Asimov's Science Fiction, April/May 2006

Reviewed date: 2006 Aug 26
240 pages
cover art

This below-average issue disappointed me. Inclination was barely passable reading. The Walls of the Universe was decent, and Home Movies was fun but predictable. The rest of the stories were unremarkable and instantly forgettable.

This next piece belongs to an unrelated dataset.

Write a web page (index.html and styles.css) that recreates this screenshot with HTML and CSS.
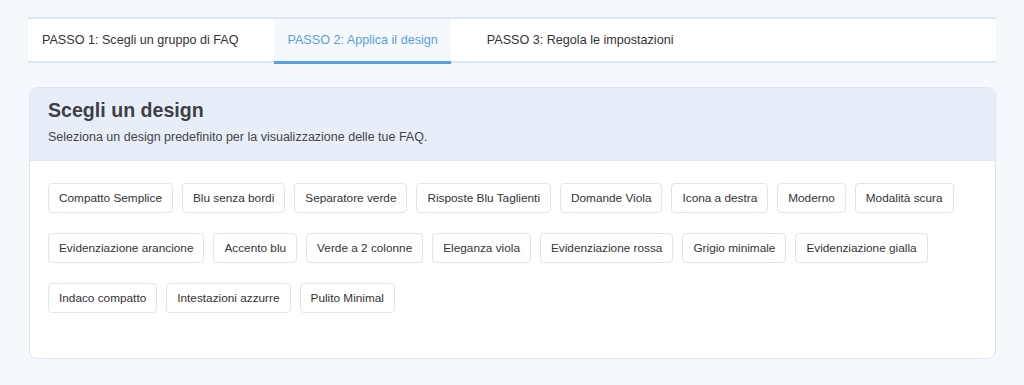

  • Novella: Inclination, by William Shunn - A boy who lives on a space station belongs to a religious sect that follows the Builder. They worship the six fundamental machines. To help support the family, the boy takes an outside job and learns there is more to the world than his technology-shunning religion offers.
  • Novella: The Walls of the Universe, by Paul Melko - Johnny Rayburn meets his evil alternate-universe self, who tricks him and sends him on a one-way trip into a parallel universe.
  • Novelette: Except the Music, by Kristin Kathryn Rusch - A professional music player meets a strange woman who follows him to all his performances; she is his muse.
  • Novelette: Home Movies, by Mary Rosenblum - Kayla works as a chameleon--someone hired by busy rich people to attend social functions and then upload the memories. But on one assignment she gets more than she bargained for: she falls in love, and is kidnapped to boot.
  • Heisenberg Elementary, by Wil McCarthy - A bizarre little story about the Time Patrol. Useless.
  • The Final Flight of the Blue Bee, by James Maxey - A deranged superhero sidekick--Stinger--plots revenge against his former mentor, the Blue Bee.
  • Datacide, by Steve Bein - Special agent Richard Sakabe attempts to shut down Arthur-1, the self-aware computer that runs the world.
  • Hanosz Prime Goes to Old Earth, by Robert Silverberg - Silverberg ran out of stories to tell so now he's relegated to writing incomprehensible junk. Bleh. This composition--I'll not dignify it by calling it a story--is about a person in the remote future taking a trip back to Earth, where he meets someone and falls in love.
  • The Age of Ice, by Liz Williams - A fantasy story; a woman from the city-state of Winterstrike finds information in old data archives, and the government of Winterstrike uses that information as political and military leverage against other city-states.
  • The Osteomancer's Son, by Greg Van Eekhout - The son of a great osteomancer infiltrates the ruling Heirarch's ossuary to steal back his father's bones.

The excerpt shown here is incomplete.